▶ Dataset extract:
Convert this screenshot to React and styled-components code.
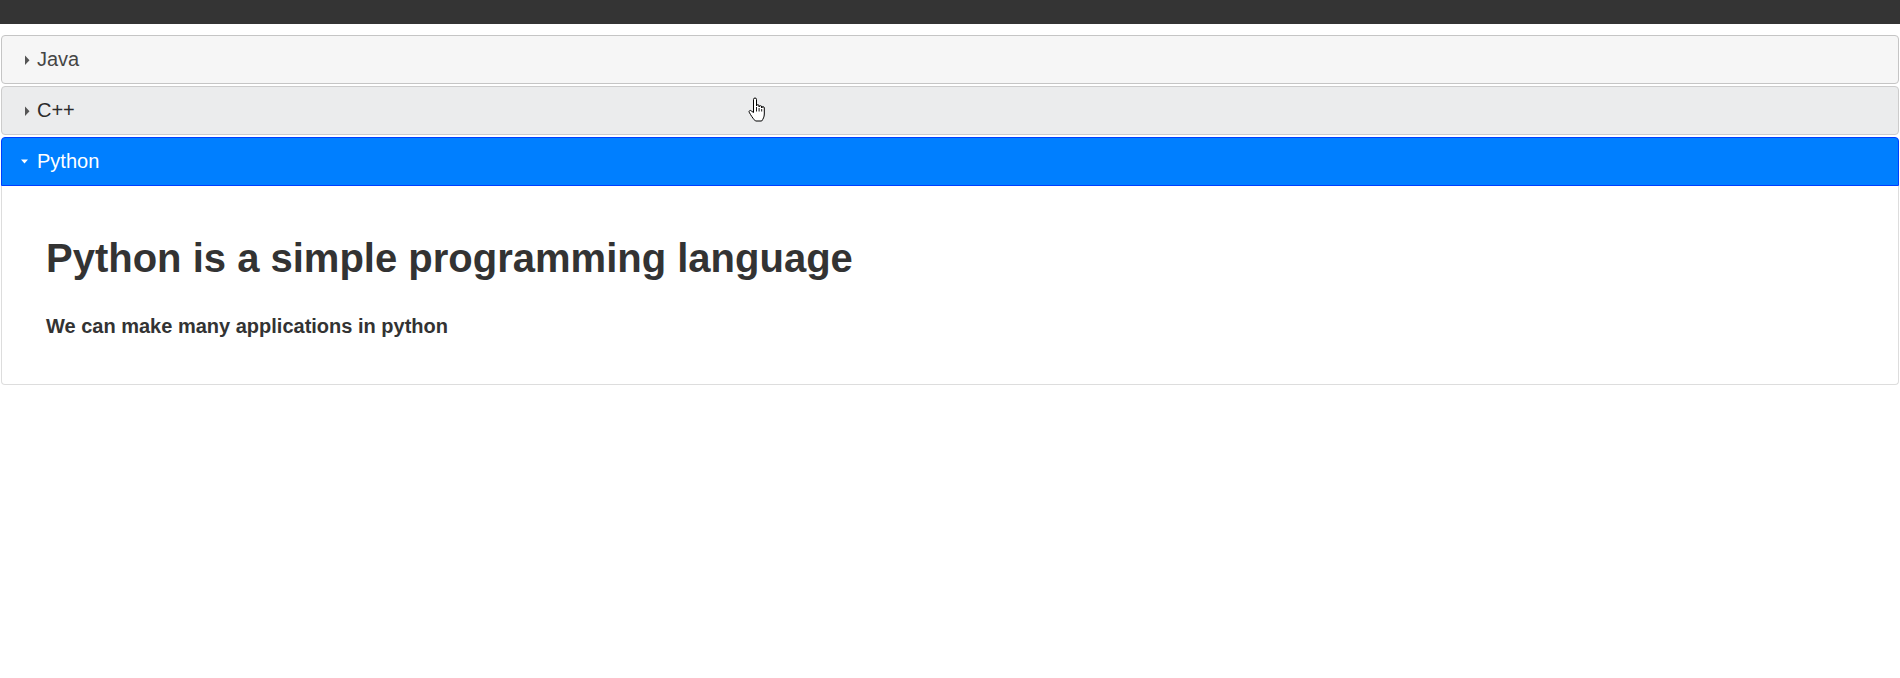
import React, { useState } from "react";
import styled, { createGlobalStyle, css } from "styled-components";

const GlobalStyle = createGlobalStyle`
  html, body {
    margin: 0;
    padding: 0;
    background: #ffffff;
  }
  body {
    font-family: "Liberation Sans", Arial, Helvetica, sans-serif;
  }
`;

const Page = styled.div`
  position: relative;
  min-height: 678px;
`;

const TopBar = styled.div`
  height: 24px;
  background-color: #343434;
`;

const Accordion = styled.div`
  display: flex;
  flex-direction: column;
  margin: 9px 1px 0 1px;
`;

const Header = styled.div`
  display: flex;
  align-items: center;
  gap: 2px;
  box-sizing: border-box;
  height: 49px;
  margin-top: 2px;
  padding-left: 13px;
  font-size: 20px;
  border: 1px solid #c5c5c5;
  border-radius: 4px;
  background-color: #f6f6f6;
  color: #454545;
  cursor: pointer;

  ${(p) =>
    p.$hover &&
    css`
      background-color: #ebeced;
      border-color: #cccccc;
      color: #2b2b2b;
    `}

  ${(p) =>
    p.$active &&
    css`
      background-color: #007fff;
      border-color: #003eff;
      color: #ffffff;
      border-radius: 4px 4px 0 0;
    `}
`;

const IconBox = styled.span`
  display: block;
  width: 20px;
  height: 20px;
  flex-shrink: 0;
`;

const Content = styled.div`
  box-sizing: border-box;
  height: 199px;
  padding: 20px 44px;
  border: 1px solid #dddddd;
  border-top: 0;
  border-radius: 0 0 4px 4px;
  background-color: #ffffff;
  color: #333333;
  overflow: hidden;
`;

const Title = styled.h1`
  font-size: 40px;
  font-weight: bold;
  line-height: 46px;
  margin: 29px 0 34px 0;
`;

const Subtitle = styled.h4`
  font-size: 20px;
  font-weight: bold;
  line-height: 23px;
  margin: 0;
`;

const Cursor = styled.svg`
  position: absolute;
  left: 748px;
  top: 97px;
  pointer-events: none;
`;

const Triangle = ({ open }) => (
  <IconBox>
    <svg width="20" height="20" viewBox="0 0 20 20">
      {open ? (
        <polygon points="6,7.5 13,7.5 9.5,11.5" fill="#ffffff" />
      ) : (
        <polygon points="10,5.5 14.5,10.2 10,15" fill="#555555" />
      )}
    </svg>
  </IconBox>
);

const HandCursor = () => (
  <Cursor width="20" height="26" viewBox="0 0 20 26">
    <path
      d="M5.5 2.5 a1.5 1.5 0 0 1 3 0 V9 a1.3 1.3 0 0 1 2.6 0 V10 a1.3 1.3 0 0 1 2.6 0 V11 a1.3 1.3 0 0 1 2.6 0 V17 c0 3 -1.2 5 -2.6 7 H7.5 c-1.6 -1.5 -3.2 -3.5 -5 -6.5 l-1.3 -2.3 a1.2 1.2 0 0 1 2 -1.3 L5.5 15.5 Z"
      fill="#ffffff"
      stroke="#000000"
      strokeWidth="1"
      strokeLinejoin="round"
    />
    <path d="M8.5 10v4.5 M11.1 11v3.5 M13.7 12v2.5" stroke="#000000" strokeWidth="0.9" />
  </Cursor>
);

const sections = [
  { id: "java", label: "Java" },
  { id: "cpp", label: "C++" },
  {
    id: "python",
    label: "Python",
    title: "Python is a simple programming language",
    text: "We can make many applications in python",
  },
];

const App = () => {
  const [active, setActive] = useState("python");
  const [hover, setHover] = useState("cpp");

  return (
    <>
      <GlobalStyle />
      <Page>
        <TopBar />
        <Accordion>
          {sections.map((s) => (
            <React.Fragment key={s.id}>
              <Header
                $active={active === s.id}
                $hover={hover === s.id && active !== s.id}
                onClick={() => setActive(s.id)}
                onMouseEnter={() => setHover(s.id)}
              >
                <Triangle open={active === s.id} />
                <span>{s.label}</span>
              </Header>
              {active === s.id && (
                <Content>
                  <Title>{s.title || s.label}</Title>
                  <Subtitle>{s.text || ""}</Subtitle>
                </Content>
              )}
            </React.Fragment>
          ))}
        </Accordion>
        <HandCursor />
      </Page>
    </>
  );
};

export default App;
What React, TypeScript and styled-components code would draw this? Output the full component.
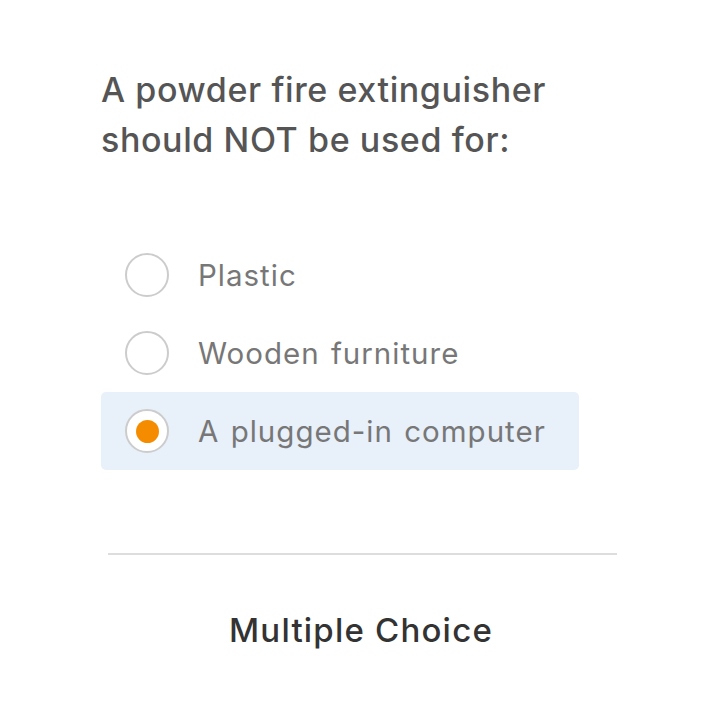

▶ The task:
Copy exactly the lines running from the beginning of the listing through the line that has "cursor: pointer;". Drop the pictures.

▶ Output:
Convert this screenshot to React and styled-components code.
import React, { useState } from "react";
import styled, { createGlobalStyle, css } from "styled-components";

const GlobalStyle = createGlobalStyle`
  html, body {
    margin: 0;
    padding: 0;
    background: #ffffff;
  }
  body {
    font-family: "Liberation Sans", Arial, Helvetica, sans-serif;
  }
`;

const Page = styled.div`
  position: relative;
  min-height: 678px;
`;

const TopBar = styled.div`
  height: 24px;
  background-color: #343434;
`;

const Accordion = styled.div`
  display: flex;
  flex-direction: column;
  margin: 9px 1px 0 1px;
`;

const Header = styled.div`
  display: flex;
  align-items: center;
  gap: 2px;
  box-sizing: border-box;
  height: 49px;
  margin-top: 2px;
  padding-left: 13px;
  font-size: 20px;
  border: 1px solid #c5c5c5;
  border-radius: 4px;
  background-color: #f6f6f6;
  color: #454545;
  cursor: pointer;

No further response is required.